For months Britain’s three major political leaders, Cameron, his coalition partner Liberal-Democratic leader Nick Clegg and the opposition Labor Party leader Ed Miliband, have offered no coherent alternative vision of the future for Scots if they voted to remain in the U.K. That’s largely because of deep divisions between them over how far-reaching Scotland’s devolution, or autonomy, should be. Scots have told journalists and pollsters they weren’t sure future British governments would make good on promises of greater autonomy. So voting for independence seemed to some a safer bet. “You’ve had three different views from three different parties about what should be offered regarding more devolution,” Curtice says.

It was only after YouGov’s shock poll results on Saturday that the three British political leaders holed up in closed-door meetings, and emerged with a unified plan for more Scottish rights within the U.K. On Sunday Britain’s finance chief, Chancellor of the Exchequer George Osborne, said Scots would be given “more tax powers, more spending powers, more plans for powers over the welfare state,” which would begin immediately after the referendum. “Then Scotland will have the best of both worlds.”

Scotland’s leader, the First Minister Alex Salmond told journalists on Wednesday that Britain had offered “too little, too late,” and had failed to give Scots what they most wanted: Jobs.
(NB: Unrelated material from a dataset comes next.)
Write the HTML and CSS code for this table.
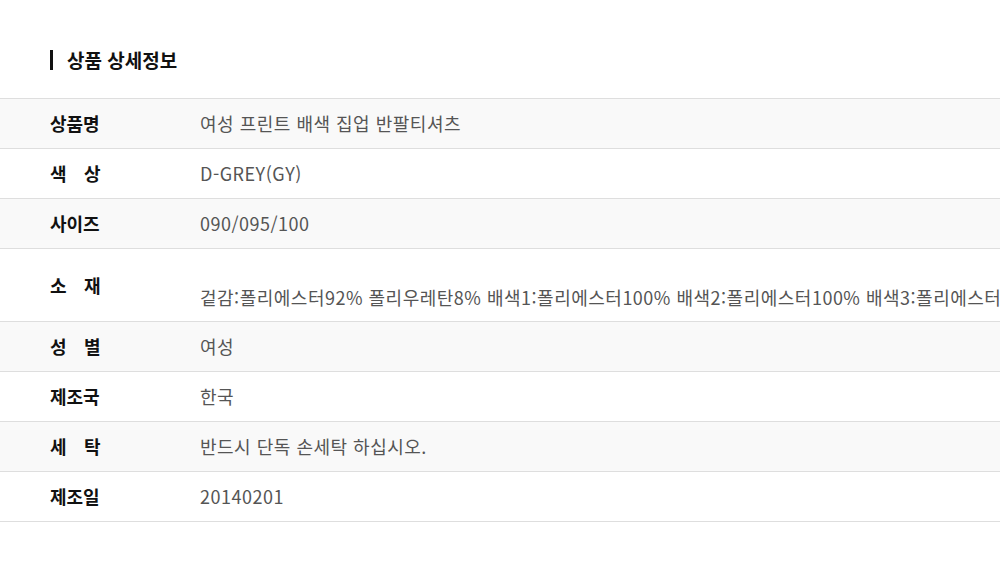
FILE: index.html
```html
<!DOCTYPE html>
<html lang="ko">
<head>
    <meta charset="UTF-8">
    <meta name="viewport" content="width=device-width, initial-scale=1.0">
    <title>상품 상세정보</title>
    <link rel="stylesheet" href="styles.css">
</head>
<body>

    <div class="detail">
        <h2 class="title">상품 상세정보</h2>
        <div class="info">
            <div class="row gray">
                <div class="label">상품명</div>
                <div class="value">여성 프린트 배색 집업 반팔티셔츠</div>
            </div>
            <div class="row">
                <div class="label"><span class="spread">색</span>상</div>
                <div class="value">D-GREY(GY)</div>
            </div>
            <div class="row gray">
                <div class="label">사이즈</div>
                <div class="value">090/095/100</div>
            </div>
            <div class="row tall">
                <div class="label"><span class="spread">소</span>재</div>
                <div class="value">겉감:폴리에스터92% 폴리우레탄8% 배색1:폴리에스터100% 배색2:폴리에스터100% 배색3:폴리에스터100%</div>
            </div>
            <div class="row gray">
                <div class="label"><span class="spread">성</span>별</div>
                <div class="value">여성</div>
            </div>
            <div class="row">
                <div class="label">제조국</div>
                <div class="value">한국</div>
            </div>
            <div class="row gray">
                <div class="label"><span class="spread">세</span>탁</div>
                <div class="value">반드시 단독 손세탁 하십시오.</div>
            </div>
            <div class="row">
                <div class="label">제조일</div>
                <div class="value">20140201</div>
            </div>
        </div>
    </div>

</body>
</html>
```

FILE: styles.css
```css
body { margin: 0; font-family: "Noto Sans CJK KR", "Noto Sans", sans-serif; background: #fff; color: #111; overflow: hidden; }
.detail { padding-top: 50px; }
.title { margin: 0 0 28px 50px; padding-left: 14px; border-left: 3px solid #111; font-size: 19px; font-weight: bold; line-height: 20px; height: 20px; }
.info { border-top: 1px solid #dedede; }
.row { display: flex; align-items: center; height: 49px; border-bottom: 1px solid #dedede; padding-left: 50px; white-space: nowrap; }
.row.gray { background: #f9f9f9; }
.row.tall { height: 72px; }
.row.tall .value { margin-top: 24px; }
.label { width: 150px; flex-shrink: 0; font-size: 18px; font-weight: bold; line-height: 25px; }
.spread { display: inline-block; width: 34px; }
.value { font-size: 18px; letter-spacing: 0.5px; color: #555; line-height: 25px; }
```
But by forcing a promise of permanent new autonomy, Salmond’s nationalists have already won big, even if they lose on September 18. As Cameron, Clegg and Miliband landed in Scotland on Wednesday, Salmond, already looking like a winner, told journalists on an Edinburgh street that the last-minute campaigning by British politicians was “a last gasp piece of desperation in the face of a strong move by Scottish towards independence.”

CORRECTION: An earlier of this story put William Wallace’s heroics in the wrong century.